EXERCISE BRIEF: Transcribe all of the data exactly. Omit the pictures.

GIVEN DATA:
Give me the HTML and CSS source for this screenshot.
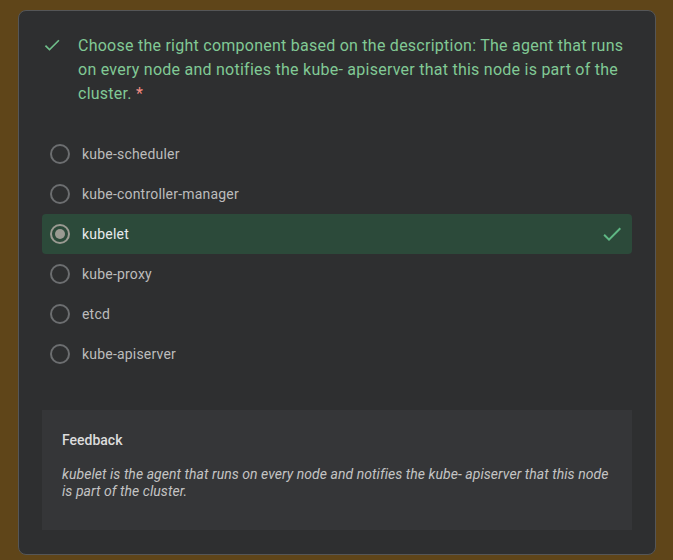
FILE: index.html
```html
<!DOCTYPE html>
<html>
<head>
<meta charset="utf-8">
<link rel="stylesheet" href="styles.css">
</head>
<body>
<div class="card">
  <div class="question">
    <svg class="q-check" viewBox="0 0 24 24" width="20" height="20"><path d="M9 16.17L4.83 12l-1.42 1.41L9 19 21 7l-1.41-1.41z" fill="#6fbf8a"/></svg>
    <div class="q-text">Choose the right component based on the description: The agent that runs on every node and notifies the kube- apiserver that this node is part of the cluster. <span class="req">*</span></div>
  </div>
  <div class="options">
    <div class="option"><span class="radio"></span><span class="label">kube-scheduler</span></div>
    <div class="option"><span class="radio"></span><span class="label">kube-controller-manager</span></div>
    <div class="option selected"><span class="radio on"></span><span class="label">kubelet</span>
      <svg class="opt-check" viewBox="0 0 24 24" width="24" height="24"><path d="M9 16.17L4.83 12l-1.42 1.41L9 19 21 7l-1.41-1.41z" fill="#5fb884"/></svg>
    </div>
    <div class="option"><span class="radio"></span><span class="label">kube-proxy</span></div>
    <div class="option"><span class="radio"></span><span class="label">etcd</span></div>
    <div class="option"><span class="radio"></span><span class="label">kube-apiserver</span></div>
  </div>
  <div class="feedback">
    <div class="fb-title">Feedback</div>
    <div class="fb-text">kubelet is the agent that runs on every node and notifies the kube- apiserver that this node is part of the cluster.</div>
  </div>
</div>
</body>
</html>
```
FILE: styles.css
```css
html, body {
  margin: 0;
  padding: 0;
}
body {
  background: #5f4519;
  font-family: Roboto, "Liberation Sans", sans-serif;
  padding: 10px 17px 5px 18px;
}
.card {
  box-sizing: border-box;
  width: 638px;
  height: 545px;
  background: #2e2f30;
  border: 1px solid #555657;
  border-radius: 8px;
  padding: 23px 23px 0 23px;
}
.question {
  display: flex;
  align-items: flex-start;
}
.q-check {
  flex: none;
  margin-top: 1px;
  margin-right: 16px;
}
.q-text {
  color: #81c995;
  font-size: 16px;
  line-height: 24px;
  letter-spacing: 0.25px;
}
.req {
  color: #f28b82;
}
.options {
  margin-top: 28px;
  display: flex;
  flex-direction: column;
}
.option {
  display: flex;
  align-items: center;
  height: 40px;
  padding: 0 8px;
  border-radius: 4px;
}
.option.selected {
  background: #2c4a3a;
}
.radio {
  box-sizing: border-box;
  width: 20px;
  height: 20px;
  border: 2px solid #6c6e70;
  border-radius: 50%;
  flex: none;
  display: flex;
  align-items: center;
  justify-content: center;
}
.radio.on {
  border-color: #9a9a92;
}
.radio.on::after {
  content: "";
  width: 10px;
  height: 10px;
  border-radius: 50%;
  background: #9a9a92;
}
.label {
  margin-left: 12px;
  font-size: 14px;
  color: #bcbcbc;
  letter-spacing: 0.2px;
  flex: 1;
}
.selected .label {
  color: #e8eaed;
}
.opt-check {
  flex: none;
}
.feedback {
  margin-top: 36px;
  background: #353638;
  min-height: 120px;
  box-sizing: border-box;
  padding: 20px 20px 20px 20px;
}
.fb-title {
  color: #dcdcdc;
  font-size: 14px;
  font-weight: 500;
  line-height: 20px;
}
.fb-text {
  margin-top: 16px;
  color: #c4c4c4;
  font-size: 14px;
  font-style: italic;
  line-height: 17px;
  letter-spacing: 0.05px;
}
```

RESPONSE TO THIS EXERCISE:
Give me the HTML and CSS source for this screenshot.
FILE: index.html
```html
<!DOCTYPE html>
<html>
<head>
<meta charset="utf-8">
<link rel="stylesheet" href="styles.css">
</head>
<body>
<div class="card">
  <div class="question">
    <svg class="q-check" viewBox="0 0 24 24" width="20" height="20"><path d="M9 16.17L4.83 12l-1.42 1.41L9 19 21 7l-1.41-1.41z" fill="#6fbf8a"/></svg>
    <div class="q-text">Choose the right component based on the description: The agent that runs on every node and notifies the kube- apiserver that this node is part of the cluster. <span class="req">*</span></div>
  </div>
  <div class="options">
    <div class="option"><span class="radio"></span><span class="label">kube-scheduler</span></div>
    <div class="option"><span class="radio"></span><span class="label">kube-controller-manager</span></div>
    <div class="option selected"><span class="radio on"></span><span class="label">kubelet</span>
      <svg class="opt-check" viewBox="0 0 24 24" width="24" height="24"><path d="M9 16.17L4.83 12l-1.42 1.41L9 19 21 7l-1.41-1.41z" fill="#5fb884"/></svg>
    </div>
    <div class="option"><span class="radio"></span><span class="label">kube-proxy</span></div>
    <div class="option"><span class="radio"></span><span class="label">etcd</span></div>
    <div class="option"><span class="radio"></span><span class="label">kube-apiserver</span></div>
  </div>
  <div class="feedback">
    <div class="fb-title">Feedback</div>
    <div class="fb-text">kubelet is the agent that runs on every node and notifies the kube- apiserver that this node is part of the cluster.</div>
  </div>
</div>
</body>
</html>
```
FILE: styles.css
```css
html, body {
  margin: 0;
  padding: 0;
}
body {
  background: #5f4519;
  font-family: Roboto, "Liberation Sans", sans-serif;
  padding: 10px 17px 5px 18px;
}
.card {
  box-sizing: border-box;
  width: 638px;
  height: 545px;
  background: #2e2f30;
  border: 1px solid #555657;
  border-radius: 8px;
  padding: 23px 23px 0 23px;
}
.question {
  display: flex;
  align-items: flex-start;
}
.q-check {
  flex: none;
  margin-top: 1px;
  margin-right: 16px;
}
.q-text {
  color: #81c995;
  font-size: 16px;
  line-height: 24px;
  letter-spacing: 0.25px;
}
.req {
  color: #f28b82;
}
.options {
  margin-top: 28px;
  display: flex;
  flex-direction: column;
}
.option {
  display: flex;
  align-items: center;
  height: 40px;
  padding: 0 8px;
  border-radius: 4px;
}
.option.selected {
  background: #2c4a3a;
}
.radio {
  box-sizing: border-box;
  width: 20px;
  height: 20px;
  border: 2px solid #6c6e70;
  border-radius: 50%;
  flex: none;
  display: flex;
  align-items: center;
  justify-content: center;
}
.radio.on {
  border-color: #9a9a92;
}
.radio.on::after {
  content: "";
  width: 10px;
  height: 10px;
  border-radius: 50%;
  background: #9a9a92;
}
.label {
  margin-left: 12px;
  font-size: 14px;
  color: #bcbcbc;
  letter-spacing: 0.2px;
  flex: 1;
}
.selected .label {
  color: #e8eaed;
}
.opt-check {
  flex: none;
}
.feedback {
  margin-top: 36px;
  background: #353638;
  min-height: 120px;
  box-sizing: border-box;
  padding: 20px 20px 20px 20px;
}
.fb-title {
  color: #dcdcdc;
  font-size: 14px;
  font-weight: 500;
  line-height: 20px;
}
.fb-text {
  margin-top: 16px;
  color: #c4c4c4;
  font-size: 14px;
  font-style: italic;
  line-height: 17px;
  letter-spacing: 0.05px;
}
```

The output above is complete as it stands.